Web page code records
§ §

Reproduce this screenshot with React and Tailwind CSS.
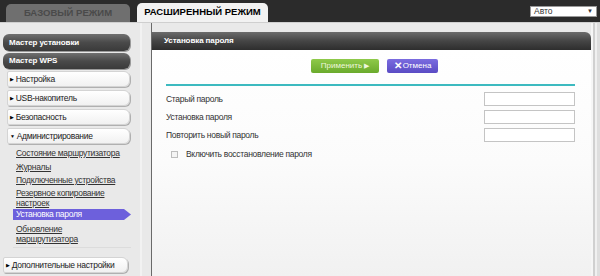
import React from "react";

const F = { fontFamily: '"Liberation Sans", Arial, sans-serif' };

function DarkBtn({ children, className = "" }) {
  return (
    <div
      className={`flex items-center rounded-[6px] bg-gradient-to-b from-[#707070] via-[#4a4a4a] to-[#3a3a3a] pl-[6px] text-[8px] font-bold tracking-[-0.1px] text-white shadow-[1px_1px_0_#9a9a9a] ${className}`}
    >
      {children}
    </div>
  );
}

function WhiteBtn({ children, open = false, className = "" }) {
  return (
    <div
      className={`flex items-center whitespace-nowrap rounded-l-[2px] rounded-r-[6px] border border-[#d4d4d4] bg-gradient-to-b from-white to-[#f1f1f1] pl-[2px] text-[8.5px] tracking-[-0.3px] text-[#222] shadow-[1px_1px_0_#b0b0b0] ${className}`}
    >
      <span className="mr-[2px] text-[5px] leading-none text-black">{open ? "▼" : "▶"}</span>
      {children}
    </div>
  );
}

function SubItem({ children, className = "" }) {
  return (
    <div className={`whitespace-nowrap pl-[13px] text-[8.5px] leading-[10px] tracking-[-0.3px] text-[#333] underline ${className}`}>{children}</div>
  );
}

function Field({ label, className = "" }) {
  return (
    <div className={`flex h-[14px] items-center justify-between ${className}`}>
      <span className="text-[8.5px] tracking-[-0.3px] text-[#333]">{label}</span>
      <div className="h-[14px] w-[91px] border border-[#c4c4c4] bg-white" />
    </div>
  );
}

export default function App() {
  return (
    <div style={F} className="h-[276px] w-[600px] overflow-hidden bg-[#e9e9e9]">
      {/* top bar */}
      <div className="flex h-[22px] items-end bg-[#2b2b2b] pl-[6px]">
        <div className="flex h-[18px] w-[124px] items-center justify-center rounded-t-[5px] bg-[#6f6f6f] text-[9.5px] font-bold text-[#4a4a4a]">
          БАЗОВЫЙ РЕЖИМ
        </div>
        <div className="ml-[7px] flex h-[19px] w-[131px] items-center justify-center rounded-t-[5px] bg-[#f2f2f2] text-[9.5px] font-bold text-black">
          РАСШИРЕННЫЙ РЕЖИМ
        </div>
        <div className="mb-[5px] ml-auto mr-[3px] flex h-[11px] w-[67px] items-center justify-between border border-[#999] bg-white px-[3px] text-[8.5px] text-[#333]">
          <span>Авто</span>
          <span className="text-[6px]">▼</span>
        </div>
      </div>
      <div className="h-px bg-[#cfcfcf]" />

      <div className="flex">
        {/* sidebar */}
        <div className="flex w-[131px] shrink-0 flex-col pl-[3px]">
          <DarkBtn className="mt-[11px] h-[17px] w-[127px]">Мастер установки</DarkBtn>
          <DarkBtn className="mt-[2px] h-[16px] w-[127px]">Мастер WPS</DarkBtn>
          <WhiteBtn className="ml-[4px] mt-[2px] h-[16px] w-[123px]">Настройка</WhiteBtn>
          <WhiteBtn className="ml-[4px] mt-[3px] h-[16px] w-[123px]">USB-накопитель</WhiteBtn>
          <WhiteBtn className="ml-[4px] mt-[3px] h-[16px] w-[123px]">Безопасность</WhiteBtn>
          <WhiteBtn open className="ml-[4px] mt-[3px] h-[16px] w-[123px]">Администрирование</WhiteBtn>
          <SubItem className="mt-[4px]">Состояние маршрутизатора</SubItem>
          <SubItem className="mt-[4px]">Журналы</SubItem>
          <SubItem className="mt-[3px]">Подключенные устройства</SubItem>
          <SubItem className="mt-[3px]">
            Резервное копирование
            <br />
            настроек
          </SubItem>
          <div className="ml-[10px] mt-[1px] flex h-[11px] w-[118px] items-center whitespace-nowrap bg-[#6d60dc] pl-[3px] text-[8.5px] tracking-[-0.3px] text-white [clip-path:polygon(0_0,calc(100%-7px)_0,100%_50%,calc(100%-7px)_100%,0_100%)]">
            Установка пароля
          </div>
          <SubItem className="mt-[4px]">
            Обновление
            <br />
            маршрутизатора
          </SubItem>
          <div className="ml-[10px] mt-[3px] h-px w-[118px] bg-[#dcdcdc]" />
          <WhiteBtn className="mt-[9px] h-[16px] w-[125px]">Дополнительные настройки</WhiteBtn>
        </div>

        {/* spacer with stripe */}
        <div className="flex w-[20px] shrink-0">
          <div className="ml-[9px] w-[2px] bg-[#f2f2f2]" />
        </div>

        {/* main panel */}
        <div className="flex h-[253px] w-[440px] shrink-0 flex-col border-l border-[#6a6a6a] pt-[9px]">
          <div className="flex h-[18px] items-center rounded-tr-[6px] bg-gradient-to-b from-[#6c6c6c] via-[#454545] to-[#2e2e2e] pl-[12px] text-[8px] font-bold tracking-[-0.1px] text-white">
            Установка пароля
          </div>
          <div className="flex flex-1 flex-col bg-gradient-to-b from-white via-[#fbfbfb] to-[#f1f1f1] pl-[14px] pr-[16px]">
            <div className="mt-[9px] flex h-[14px] pl-[145px]">
              <div className="flex h-[14px] w-[68px] items-center justify-center rounded-[2px] bg-gradient-to-b from-[#8fca4a] to-[#6aaa2c] text-[8px] text-[#eef7dc]">
                Применить <span className="ml-[2px] text-[7px]">▶</span>
              </div>
              <div className="ml-[8px] flex h-[14px] w-[51px] items-center justify-center rounded-[2px] bg-gradient-to-b from-[#7b6ce0] to-[#5a4bc4] text-[8px] text-white">
                <span className="mr-[1px] text-[10px] font-bold leading-none">✕</span>Отмена
              </div>
            </div>
            <div className="mt-[11px] h-[2px] bg-[#3dbac0]" />
            <Field label="Старый пароль" className="mt-[6px]" />
            <Field label="Установка пароля" className="mt-[4px]" />
            <Field label="Повторить новый пароль" className="mt-[4px]" />
            <div className="mt-[6px] flex items-center pl-[5px]">
              <div className="h-[7px] w-[7px] border border-[#bdbdbd] bg-[#f4f4f4]" />
              <span className="ml-[8px] text-[8.5px] tracking-[-0.3px] text-[#333]">Включить восстановление пароля</span>
            </div>
            <div className="flex-1" />
          </div>
        </div>

        {/* right strips */}
        <div className="flex w-[9px] shrink-0">
          <div className="w-[2px] bg-[#f6f6f6]" />
          <div className="w-[2px] bg-[#d0d0d0]" />
          <div className="w-[2px] bg-[#f0f0f0]" />
          <div className="w-[3px] bg-[#dedede]" />
        </div>
      </div>
    </div>
  );
}
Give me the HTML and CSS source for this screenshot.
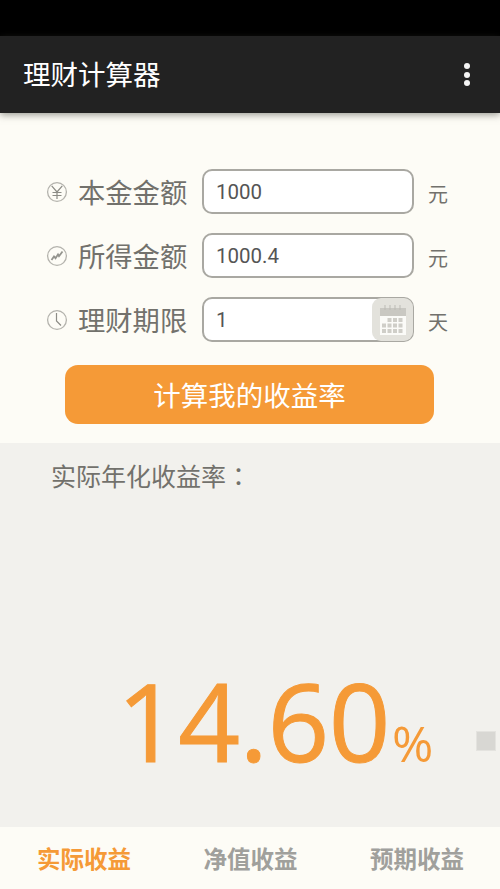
FILE: index.html
```html
<!DOCTYPE html>
<html lang="zh">
<head>
<meta charset="utf-8">
<title>理财计算器</title>
<link rel="stylesheet" href="styles.css">
</head>
<body>
<div class="app">
  <div class="status"></div>
  <header class="toolbar">
    <h1 class="title">理财计算器</h1>
    <div class="overflow"><i></i><i></i><i></i></div>
  </header>
  <section class="form">
    <div class="rows">
      <div class="row">
        <svg class="ico" viewBox="0 0 22 22"><circle class="ring" cx="11" cy="11" r="9.400"/><path d="M5.700 4.800 11 11l5.300-6.200M11 11v7M6.500 11.500h9M6.500 14.500h9"/></svg>
        <span class="label">本金金额</span>
        <div class="input">1000</div>
        <span class="unit">元</span>
      </div>
      <div class="row">
        <svg class="ico" viewBox="0 0 22 22"><circle class="ring" cx="11" cy="11" r="9.400"/><path class="zig" d="M5.500 15 8 11.500l1.500 1.700L12 9.500l1 1.700 3.500-4.700"/></svg>
        <span class="label">所得金额</span>
        <div class="input">1000.4</div>
        <span class="unit">元</span>
      </div>
      <div class="row">
        <svg class="ico" viewBox="0 0 22 22"><circle class="ring" cx="11" cy="11" r="9.400"/><path d="M10.500 4V12l4.500 4.500"/></svg>
        <span class="label">理财期限</span>
        <div class="input">1
          <div class="cal">
            <svg viewBox="0 0 28 34" class="cal-svg">
              <rect class="cal-head" x="1" y="5" width="26" height="10"/>
              <path class="cal-pins" d="M6 2v5M11 2v5M16 2v5M21 2v5"/>
              <rect class="cal-body" x="1" y="13" width="26" height="19"/>
              <path class="cal-dots" d="M8.500 15h4v4h-4zM14 15h4v4h-4zM19.500 15h4v4h-4zM3 20.500h4v4H3zM8.500 20.500h4v4h-4zM14 20.500h4v4h-4zM19.500 20.500h4v4h-4zM3 26h4v4H3zM8.500 26h4v4h-4zM14 26h4v4h-4zM19.500 26h4v4h-4z"/>
            </svg>
          </div>
        </div>
        <span class="unit">天</span>
      </div>
    </div>
    <button class="calc">计算我的收益率</button>
  </section>
  <section class="result">
    <p class="result-label">实际年化收益率<span class="colon" lang="zh-Hant">：</span></p>
    <div class="figure"><span class="num">14.60</span><span class="pct">%</span></div>
    <div class="scroll-thumb"></div>
  </section>
  <nav class="tabs">
    <span class="tab active">实际收益</span>
    <span class="tab">净值收益</span>
    <span class="tab">预期收益</span>
  </nav>
</div>
</body>
</html>
```
FILE: styles.css
```css
* { box-sizing: border-box; }
html, body { margin: 0; padding: 0; }
body { width: 500px; height: 889px; overflow: hidden; font-family: "Roboto", "Noto Sans CJK SC", sans-serif; }
.app { width: 500px; height: 889px; display: flex; flex-direction: column; background: #fdfcf6; overflow: hidden; }
.status { height: 36px; background: #000; }
.toolbar { height: 77px; background: #222; display: flex; align-items: center; justify-content: space-between; padding: 0 30px 0 23px; position: relative; box-shadow: 0 2px 7px rgba(60,60,50,.5); }
.title { margin: 0; padding-top: 2px; font-size: 27.5px; font-weight: 400; color: #fff; line-height: 1; }
.overflow { display: flex; flex-direction: column; gap: 2.500px; }
.overflow i { display: block; width: 6px; height: 6px; border-radius: 50%; background: #f4f4f4; }
.form { height: 330px; padding: 56px 0 0 46px; }
.rows { display: flex; flex-direction: column; gap: 19px; }
.row { display: flex; align-items: center; height: 45px; }
.ico { width: 22px; height: 22px; fill: none; stroke: #8c8c86; stroke-width: 1.2; flex: none; }
.ring { stroke: #b4b3ad; stroke-width: 1.300; }
.zig { stroke: #94948e; stroke-width: 1.800; }
.label { width: 134px; padding: 7px 0 0 10px; font-size: 27.3px; color: #72716c; line-height: 1; white-space: nowrap; flex: none; }
.input { width: 212px; height: 45px; margin-right: 14px; border: 2px solid #a9a8a2; border-radius: 10px; background: #fff; padding-left: 12px; font-size: 20.500px; color: #555; line-height: 42px; position: relative; flex: none; }
.cal { position: absolute; top: -1px; right: -1px; width: 41px; height: 43px; background: #e3e2dc; border-radius: 9px; display: flex; align-items: center; justify-content: center; }
.cal-svg { width: 28px; height: 34px; }
.cal-head { fill: #c9c8c2; }
.cal-pins { stroke: #bcbbb5; stroke-width: 1; fill: none; }
.cal-body { fill: #fbfbf8; }
.cal-dots { fill: #cfcec8; }
.unit { padding-top: 7px; font-size: 20px; color: #72716c; line-height: 1; }
.calc { display: block; margin: 23px 0 0 19px; width: 369px; height: 59px; border: 0; border-radius: 13px; background: #f59a37; color: #fff; font: inherit; font-size: 27.500px; line-height: 1; padding: 4px 0 0; }
.result { height: 384px; background: #f2f1ed; padding: 18px 0 0 51px; position: relative; }
.result-label { margin: 0; font-size: 25px; color: #72716c; line-height: 28px; }
.colon { font-family: "Noto Sans CJK TC", sans-serif; }
.figure { position: absolute; left: 117px; top: 224px; display: flex; align-items: baseline; color: #f59a37; line-height: 1; white-space: nowrap; }
.num { font-family: "Open Sans", sans-serif; font-size: 108px; -webkit-text-stroke: 1px #f59a37; letter-spacing: -0.500px; }
.pct { font-family: "Open Sans", sans-serif; font-size: 50px; margin-left: 2px; }
.scroll-thumb { position: absolute; left: 476px; top: 288px; width: 20px; height: 20px; background: #d8d7d3; border: 1px solid #e4e3df; }
.tabs { height: 62px; display: flex; background: #fdfcf6; align-items: center; justify-content: space-between; padding: 5px 36px 0 37px; }
.tab { font-size: 23.500px; color: #a0a09c; font-weight: 700; line-height: 1; flex: none; }
.tab.active { color: #f59a37; }
```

§ §

STATED GOAL: Show every line from the entries above in which "screenshot" appears.

TASK RESPONSE:
Reproduce this screenshot with React and Tailwind CSS.
Give me the HTML and CSS source for this screenshot.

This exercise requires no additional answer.